* BEGIN *

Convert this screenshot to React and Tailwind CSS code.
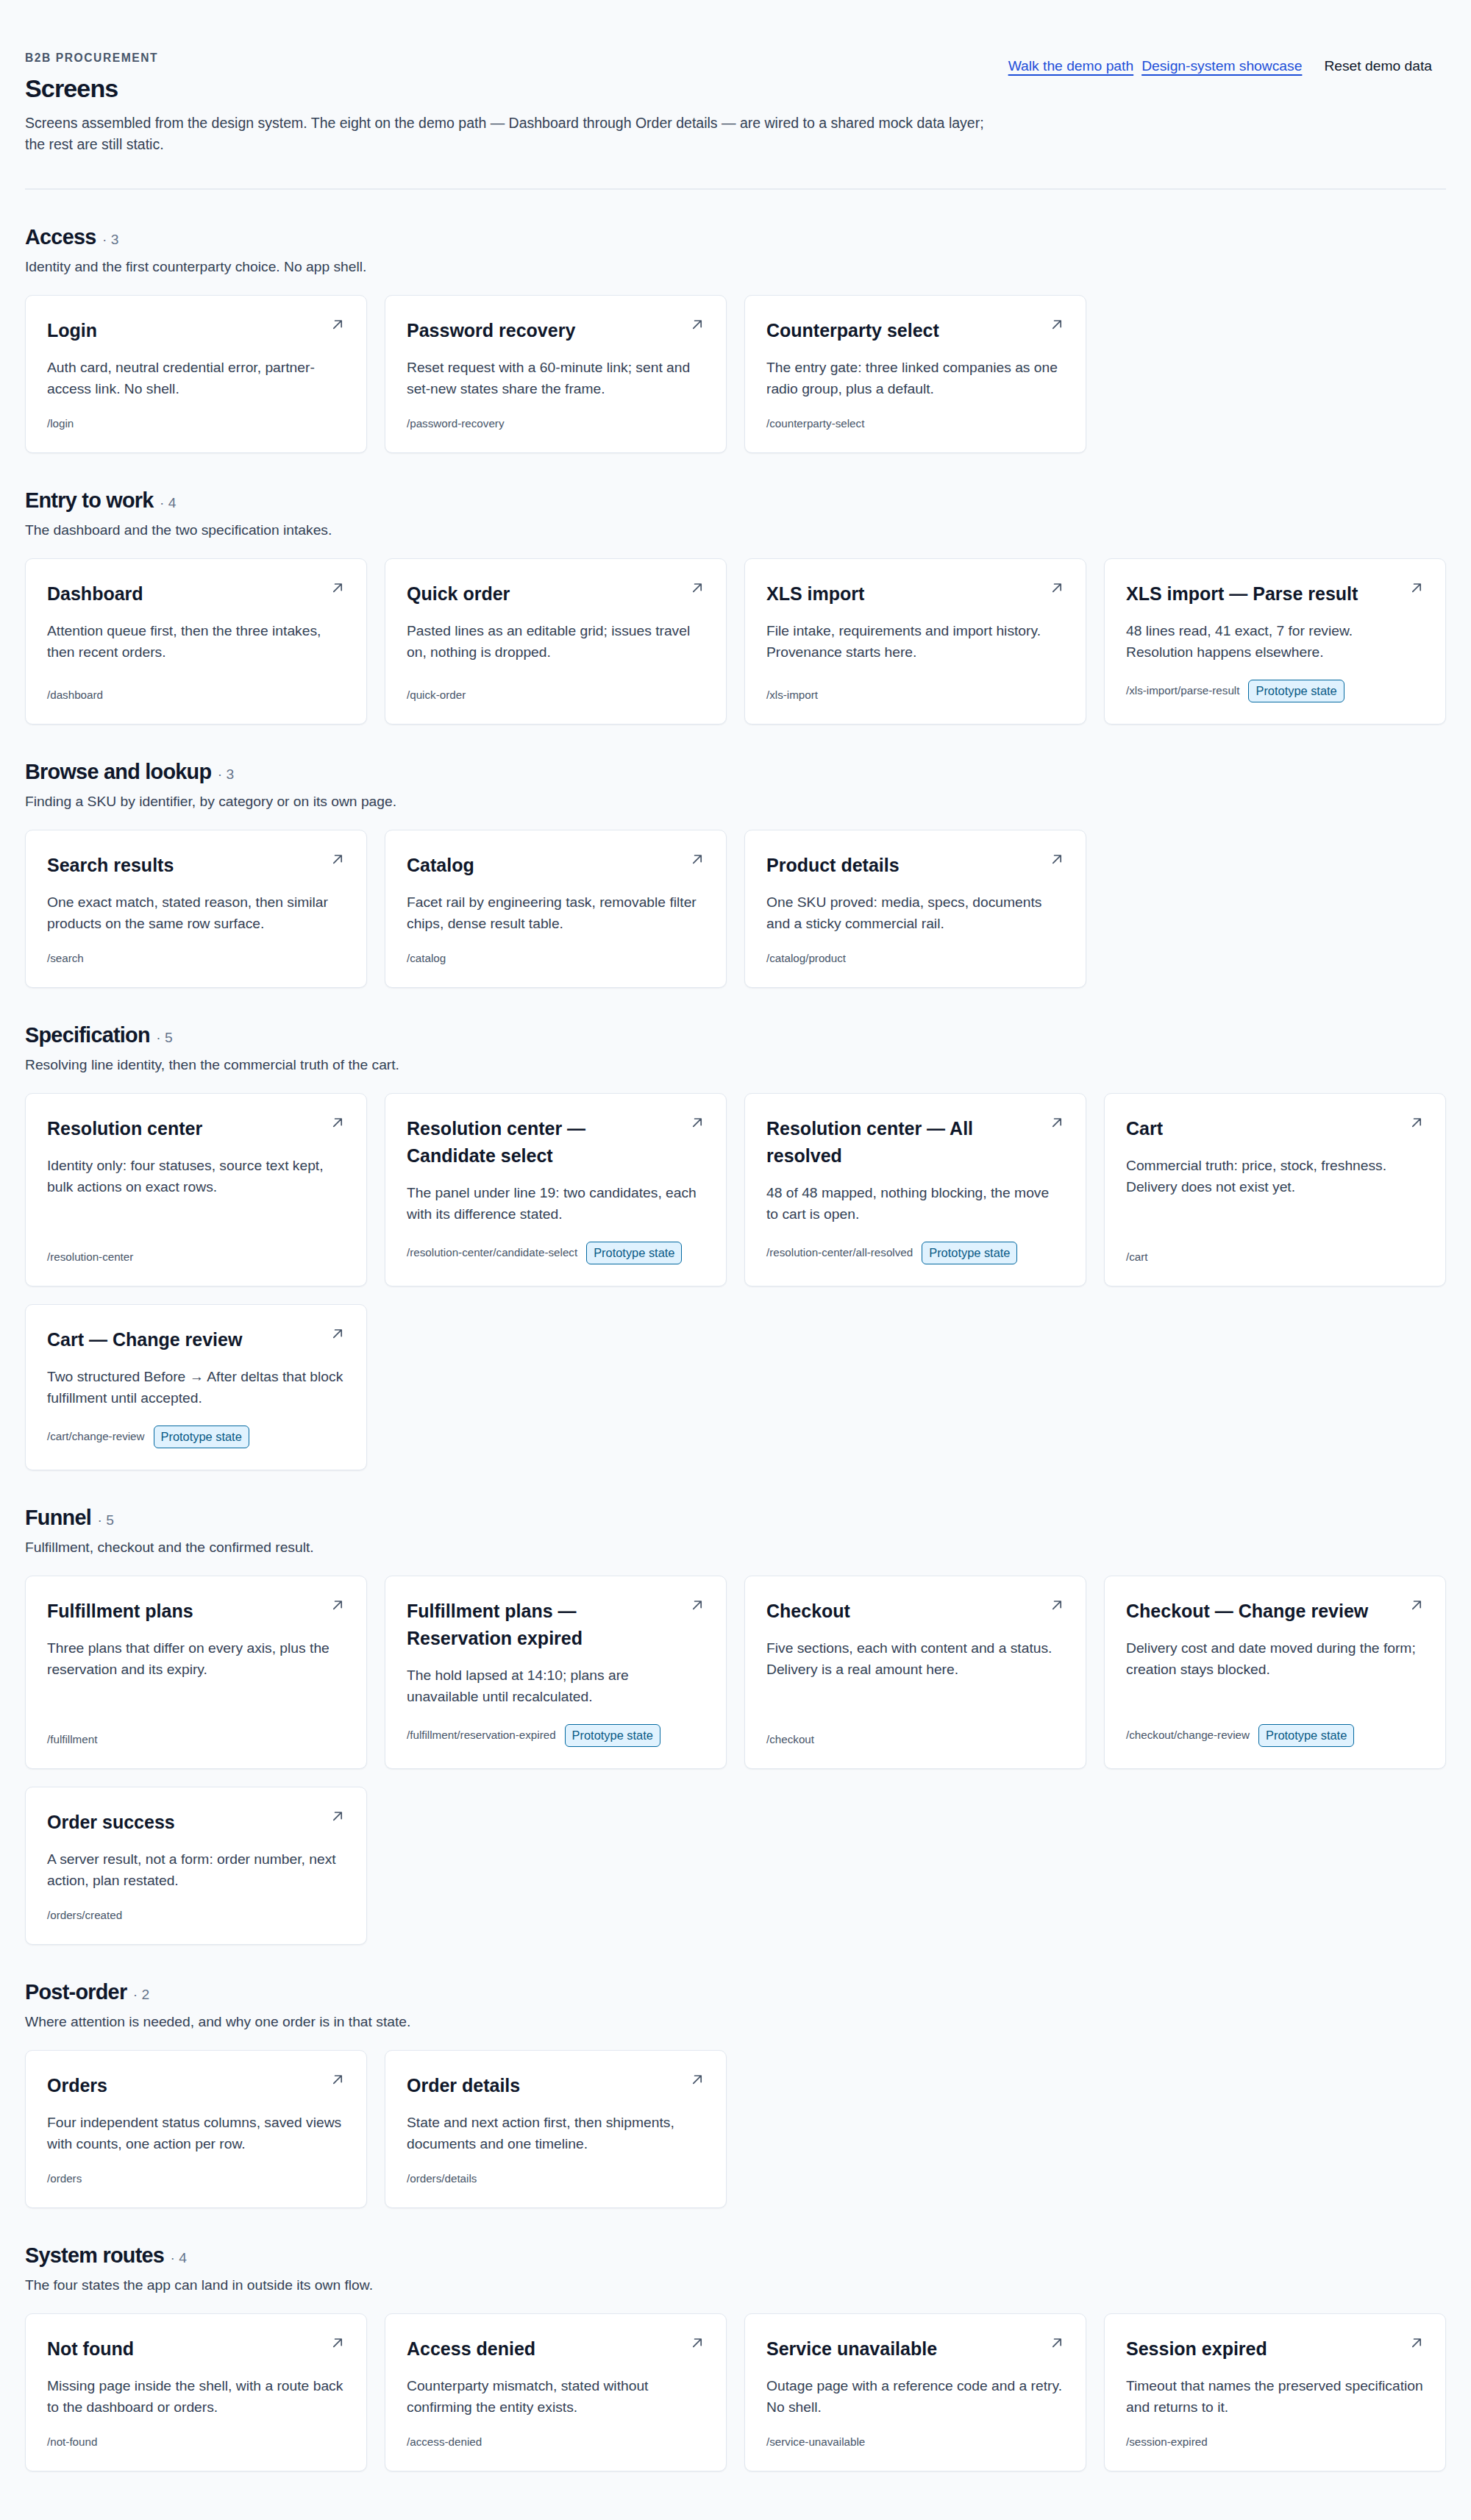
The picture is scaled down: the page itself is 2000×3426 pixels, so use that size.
const sections = [
  {
    title: "Access",
    note: "Identity and the first counterparty choice. No app shell.",
    items: [
      { name: "Login", desc: "Auth card, neutral credential error, partner-access link. No shell.", path: "/login" },
      { name: "Password recovery", desc: "Reset request with a 60-minute link; sent and set-new states share the frame.", path: "/password-recovery" },
      { name: "Counterparty select", desc: "The entry gate: three linked companies as one radio group, plus a default.", path: "/counterparty-select" },
    ],
  },
  {
    title: "Entry to work",
    note: "The dashboard and the two specification intakes.",
    items: [
      { name: "Dashboard", desc: "Attention queue first, then the three intakes, then recent orders.", path: "/dashboard" },
      { name: "Quick order", desc: "Pasted lines as an editable grid; issues travel on, nothing is dropped.", path: "/quick-order" },
      { name: "XLS import", desc: "File intake, requirements and import history. Provenance starts here.", path: "/xls-import" },
      { name: "XLS import — Parse result", desc: "48 lines read, 41 exact, 7 for review. Resolution\u00a0happens elsewhere.", path: "/xls-import/parse-result", proto: true },
    ],
  },
  {
    title: "Browse and lookup",
    note: "Finding a SKU by identifier, by category or on its own page.",
    items: [
      { name: "Search results", desc: "One exact match, stated reason, then similar products on the same row surface.", path: "/search" },
      { name: "Catalog", desc: "Facet rail by engineering task, removable filter chips, dense result table.", path: "/catalog" },
      { name: "Product details", desc: "One SKU proved: media, specs, documents and a sticky commercial rail.", path: "/catalog/product" },
    ],
  },
  {
    title: "Specification",
    note: "Resolving line identity, then the commercial truth of the cart.",
    items: [
      { name: "Resolution center", desc: "Identity only: four statuses, source text kept, bulk actions on exact rows.", path: "/resolution-center" },
      { name: "Resolution center — Candidate select", desc: "The panel under line 19: two candidates, each with its difference stated.", path: "/resolution-center/candidate-select", proto: true },
      { name: "Resolution center — All resolved", desc: "48 of 48 mapped, nothing blocking, the move to cart is open.", path: "/resolution-center/all-resolved", proto: true },
      { name: "Cart", desc: "Commercial truth: price, stock, freshness. Delivery does not exist yet.", path: "/cart" },
      { name: "Cart — Change review", desc: "Two structured Before → After deltas that block fulfillment until accepted.", path: "/cart/change-review", proto: true },
    ],
  },
  {
    title: "Funnel",
    note: "Fulfillment, checkout and the confirmed result.",
    items: [
      { name: "Fulfillment plans", desc: "Three plans that differ on every axis, plus the reservation and its expiry.", path: "/fulfillment" },
      { name: "Fulfillment plans — Reservation expired", desc: "The hold lapsed at 14:10; plans are unavailable\u00a0until recalculated.", path: "/fulfillment/reservation-expired", proto: true },
      { name: "Checkout", desc: "Five sections, each with content and a status. Delivery is a real amount here.", path: "/checkout" },
      { name: "Checkout — Change review", desc: "Delivery cost and date moved during the form; creation stays blocked.", path: "/checkout/change-review", proto: true },
      { name: "Order success", desc: "A server result, not a form: order number, next action, plan restated.", path: "/orders/created" },
    ],
  },
  {
    title: "Post-order",
    note: "Where attention is needed, and why one order is in that state.",
    items: [
      { name: "Orders", desc: "Four independent status columns, saved views with counts, one action per row.", path: "/orders" },
      { name: "Order details", desc: "State and next action first, then shipments, documents and one timeline.", path: "/orders/details" },
    ],
  },
  {
    title: "System routes",
    note: "The four states the app can land in outside its own flow.",
    items: [
      { name: "Not found", desc: "Missing page inside the shell, with a route back to the dashboard or orders.", path: "/not-found" },
      { name: "Access denied", desc: "Counterparty mismatch, stated without confirming the entity exists.", path: "/access-denied" },
      { name: "Service unavailable", desc: "Outage page with a reference code and a retry. No shell.", path: "/service-unavailable" },
      { name: "Session expired", desc: "Timeout that names the preserved specification and returns to it.", path: "/session-expired" },
    ],
  },
];

const ArrowIcon = () => (
  <svg width="20" height="20" viewBox="0 0 20 20" fill="none" className="shrink-0 text-[#475569]">
    <path d="M4.8 15.4 L15 5.2 M6.6 5 H15.2 V13.6" stroke="currentColor" strokeWidth="1.7" strokeLinecap="round" strokeLinejoin="round" />
  </svg>
);

const ScreenCard = ({ item }) => {
  return (
    <a href="#" className="flex flex-col rounded-[10px] border border-[#e2e8f0] bg-white p-[29px] shadow-[0_1px_2px_rgba(15,23,42,0.06)]">
      <div className="flex items-start justify-between gap-[20px]">
        <h3 className="text-[25px] leading-[37px] font-bold text-[#0f172a]">{item.name}</h3>
        <ArrowIcon />
      </div>
      <p className="mt-[17px] text-[19.25px] leading-[29px] text-[#334155]">{item.desc}</p>
      <div className="mt-auto flex items-center gap-[12px] pt-[23px]">
        <span className="text-[15.2px] leading-[20px] text-[#475569]">{item.path}</span>
        {item.proto && (
          <span className="rounded-[6px] border-[1.5px] border-[#0369a1] bg-[#e0f2fe] px-[9px] text-[16.4px] leading-[29px] text-[#075985]">
            Prototype state
          </span>
        )}
      </div>
    </a>
  );
};

export default function App() {
  return (
    <div className="min-h-screen bg-[#f8fafc] px-[34px] pt-[67px] pb-[68px] font-['Liberation_Sans',Arial,sans-serif]">
      <header className="flex items-start justify-between border-b-2 border-[#e6ebf1] pb-[45px]">
        <div>
          <div className="text-[15.6px] leading-[24px] font-bold tracking-[0.1em] text-[#475569]">B2B PROCUREMENT</div>
          <h1 className="mt-[9px] text-[34px] leading-[41px] font-bold tracking-tight text-[#0f172a]">Screens</h1>
          <p className="mt-[12px] max-w-[1315px] text-[19.5px] leading-[28.8px] text-[#334155]">
            Screens assembled from the design system. The eight on the demo path — Dashboard through Order details — are wired to a shared mock data layer; the rest are still static.
          </p>
        </div>
        <nav className="mt-[8px] flex shrink-0 items-center gap-[11px] text-[19.25px] leading-[29px]">
          <a href="#" className="text-[#1d4ed8] underline decoration-[1.5px] underline-offset-[5px]">Walk the demo path</a>
          <a href="#" className="text-[#1d4ed8] underline decoration-[1.5px] underline-offset-[5px]">Design-system showcase</a>
          <button className="px-[19px] text-[#0f172a]">Reset demo data</button>
        </nav>
      </header>

      <main className="flex flex-col gap-[46px] pt-[46px]">
        {sections.map((s) => (
          <section key={s.title}>
            <h2 className="text-[28.8px] leading-[36px] font-bold tracking-tight text-[#0f172a]">
              {s.title}
              <span className="ml-[3px] text-[19.25px] leading-none font-normal tracking-normal text-[#64748b]"> · {s.items.length}</span>
            </h2>
            <p className="mt-[8px] text-[19.25px] leading-[29px] text-[#334155]">{s.note}</p>
            <div className="mt-[24px] grid grid-cols-4 gap-[24px]">
              {s.items.map((item) => (
                <ScreenCard key={item.path} item={item} />
              ))}
            </div>
          </section>
        ))}
      </main>
    </div>
  );
}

* END *

## YOUR INSTRUCTIONS
Copy each line of the listing that includes "code".

## ANSWER FOR THE TASK
Convert this screenshot to React and Tailwind CSS code.
      { name: "Service unavailable", desc: "Outage page with a reference code and a retry. No shell.", path: "/service-unavailable" },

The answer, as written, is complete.